◆ **EXERCISE DIRECTIONS**: In the lines below, output everything from the first line through the line containing "7, 7, 69, 7];" exactly as it is. Pictures are not part of the output.
● ● ●
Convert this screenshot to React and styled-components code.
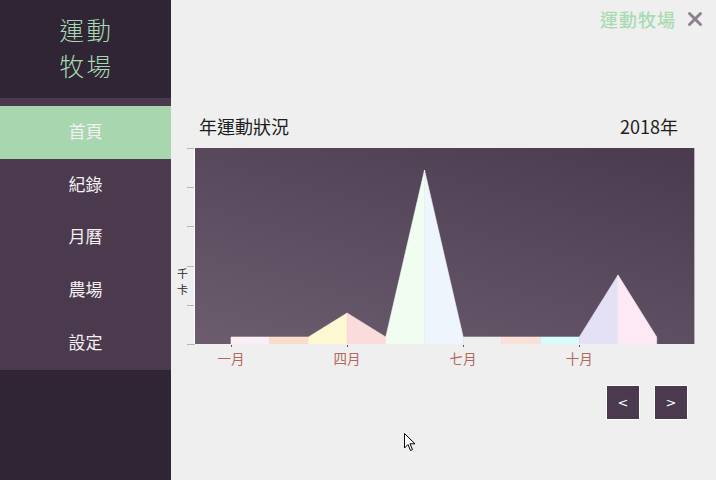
import styled, { createGlobalStyle } from 'styled-components';
import { X } from 'lucide-react';

const CJK = '"Noto Sans CJK TC", "Noto Sans", sans-serif';

const GlobalStyle = createGlobalStyle`
  html, body {
    margin: 0;
    padding: 0;
    background: #efefef;
    font-family: ${CJK};
  }
`;

const MENU = ['首頁', '紀錄', '月曆', '農場', '設定'];

const MONTHS = ['一月', '', '', '四月', '', '', '七月', '', '', '十月', '', ''];

// bar heights in px, one per month
const VALUES = [7, 7, 7, 31, 7, 174, 7, 7, 7, 7, 69, 7];

const COLORS = [
  '#fbeef4', '#f9dccb', '#fdf8d2', '#fbdcdc', '#f1fdf0', '#eef5fc',
  '#efeeee', '#fbe0d8', '#dafbfb', '#e4e0f5', '#fde9f3',
];

const PLOT_W = 499;
const PLOT_H = 196;
const STEP = 38.7;
const OFFSET = 36;
const TICKS = [0, 39, 78, 118, 157, 196];

export default function App() {
  const xs = VALUES.map((_, i) => OFFSET + STEP * i);
  const ys = VALUES.map((v) => PLOT_H - v);

  return (
    <>
      <GlobalStyle />
      <Page>
        <Sidebar>
          <Logo>
            <LogoLine>運動</LogoLine>
            <LogoLine>牧場</LogoLine>
          </Logo>
          <Menu>
            {MENU.map((label, i) => (
              <MenuItem key={label} active={i === 0}>{label}</MenuItem>
            ))}
          </Menu>
        </Sidebar>
        <Main>
          <TopBar>
            <Brand>運動牧場</Brand>
            <Close><X size={22} strokeWidth={3.2} /></Close>
          </TopBar>
          <ChartHeader>
            <span>年運動狀況</span>
            <span>2018年</span>
          </ChartHeader>
          <ChartRow>
            <YAxis>
              <YLabel>千<br />卡</YLabel>
              <svg width="8" height={PLOT_H + 1}>
                {TICKS.map((t) => (
                  <line key={t} x1="0" x2="8" y1={t + 0.5} y2={t + 0.5} stroke="#b8b4b8" />
                ))}
                <line x1="7.5" x2="7.5" y1="0" y2={PLOT_H} stroke="#ffffff" />
              </svg>
            </YAxis>
            <Plot>
              <svg width={PLOT_W} height={PLOT_H} style={{ display: 'block' }}>
                {COLORS.map((c, i) => (
                  <polygon
                    key={c + i}
                    fill={c}
                    stroke={c}
                    strokeWidth="0.6"
                    points={`${xs[i]},${PLOT_H} ${xs[i]},${ys[i]} ${xs[i + 1]},${ys[i + 1]} ${xs[i + 1]},${PLOT_H}`}
                  />
                ))}
              </svg>
            </Plot>
          </ChartRow>
          <XAxis>
            {MONTHS.map((m, i) => (
              <XLabel key={i}>
                {m && <XTick />}
                {m}
              </XLabel>
            ))}
          </XAxis>
          <Pager>
            <PageButton type="button">&lt;</PageButton>
            <PageButton type="button">&gt;</PageButton>
          </Pager>
          <Cursor width="12" height="19" viewBox="0 0 12 19">
            <path d="M0.5 0.5 L0.5 15 L4 11.5 L6.5 17.5 L8.5 16.6 L6 10.8 L11 10.8 Z" fill="#fff" stroke="#000" strokeWidth="1" strokeLinejoin="round" />
          </Cursor>
        </Main>
      </Page>
    </>
  );
}

const Page = styled.div`
  display: flex;
  width: 716px;
  height: 480px;
  overflow: hidden;
`;

const Sidebar = styled.aside`
  display: flex;
  flex-direction: column;
  width: 171px;
  flex-shrink: 0;
  background: #2f2535;
`;

const Logo = styled.div`
  display: flex;
  flex-direction: column;
  align-items: center;
  height: 98px;
  box-sizing: border-box;
  padding: 12px 0 0 2px;
`;

const LogoLine = styled.div`
  font-size: 24.5px;
  line-height: 36px;
  font-weight: 300;
  color: #a9d9b1;
  letter-spacing: 2.5px;
`;

const Menu = styled.nav`
  display: flex;
  flex-direction: column;
  padding: 8px 0 1px;
  background: #4b3a4e;
`;

const MenuItem = styled.div`
  height: 52.6px;
  box-sizing: border-box;
  padding-bottom: 3px;
  display: flex;
  align-items: center;
  justify-content: center;
  font-size: 17px;
  color: #f3f0f3;
  background: ${(props) => (props.active ? '#a8d7af' : 'transparent')};
`;

const Main = styled.main`
  position: relative;
  flex: 1;
  padding: 0 22px 0 24px;
  background: #efefef;
`;

const TopBar = styled.div`
  display: flex;
  align-items: center;
  justify-content: flex-end;
  gap: 8px;
  height: 38px;
  margin-right: -11px;
`;

const Brand = styled.span`
  font-size: 18px;
  font-weight: 500;
  color: #a9dbb1;
  letter-spacing: 1px;
`;

const Close = styled.span`
  display: flex;
  color: #8c818e;
`;

const ChartHeader = styled.div`
  display: flex;
  justify-content: space-between;
  align-items: center;
  height: 26px;
  margin-top: 75px;
  padding: 0 17px 0 4px;
  font-size: 18px;
  color: #1e1e1e;
`;

const ChartRow = styled.div`
  display: flex;
  margin-top: 9px;
  margin-left: -18px;
`;

const YAxis = styled.div`
  display: flex;
  align-items: center;
  width: 18px;
  height: ${PLOT_H + 1}px;
  svg {
    align-self: flex-start;
    margin-left: auto;
  }
`;

const YLabel = styled.div`
  width: 10px;
  margin-top: 68px;
  font-size: 11px;
  line-height: 16px;
  color: #2a2a2a;
  text-align: center;
`;

const Plot = styled.div`
  width: ${PLOT_W}px;
  height: ${PLOT_H}px;
  background: linear-gradient(15deg, #6c5c6e 0%, #5c4d60 45%, #4a3a4e 100%);
  border-right: 1px solid #b8b0b8;
`;

const XAxis = styled.div`
  display: grid;
  grid-template-columns: repeat(12, ${STEP}px);
  padding-left: ${OFFSET - STEP / 2}px;
`;

const XLabel = styled.div`
  position: relative;
  text-align: center;
  font-size: 13.5px;
  line-height: 26px;
  color: #b3675d;
`;

const XTick = styled.span`
  position: absolute;
  top: 0;
  left: 50%;
  width: 1px;
  height: 2px;
  background: #555;
`;

const Pager = styled.div`
  display: flex;
  justify-content: flex-end;
  gap: 14px;
  margin-top: 14px;
  margin-right: 7px;
`;

const PageButton = styled.button`
  width: 34px;
  height: 35px;
  padding: 0;
  border: 1px solid #ffffff;
  background: #4b3a4e;
  color: #ffffff;
  font-family: "DejaVu Sans", sans-serif;
  font-size: 13px;
`;

const Cursor = styled.svg`
  position: absolute;
  left: 233px;
  top: 433px;
`;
● ● ●
◆ **OUTPUT OF THE EXERCISE**:
Convert this screenshot to React and styled-components code.
import styled, { createGlobalStyle } from 'styled-components';
import { X } from 'lucide-react';

const CJK = '"Noto Sans CJK TC", "Noto Sans", sans-serif';

const GlobalStyle = createGlobalStyle`
  html, body {
    margin: 0;
    padding: 0;
    background: #efefef;
    font-family: ${CJK};
  }
`;

const MENU = ['首頁', '紀錄', '月曆', '農場', '設定'];

const MONTHS = ['一月', '', '', '四月', '', '', '七月', '', '', '十月', '', ''];

// bar heights in px, one per month
const VALUES = [7, 7, 7, 31, 7, 174, 7, 7, 7, 7, 69, 7];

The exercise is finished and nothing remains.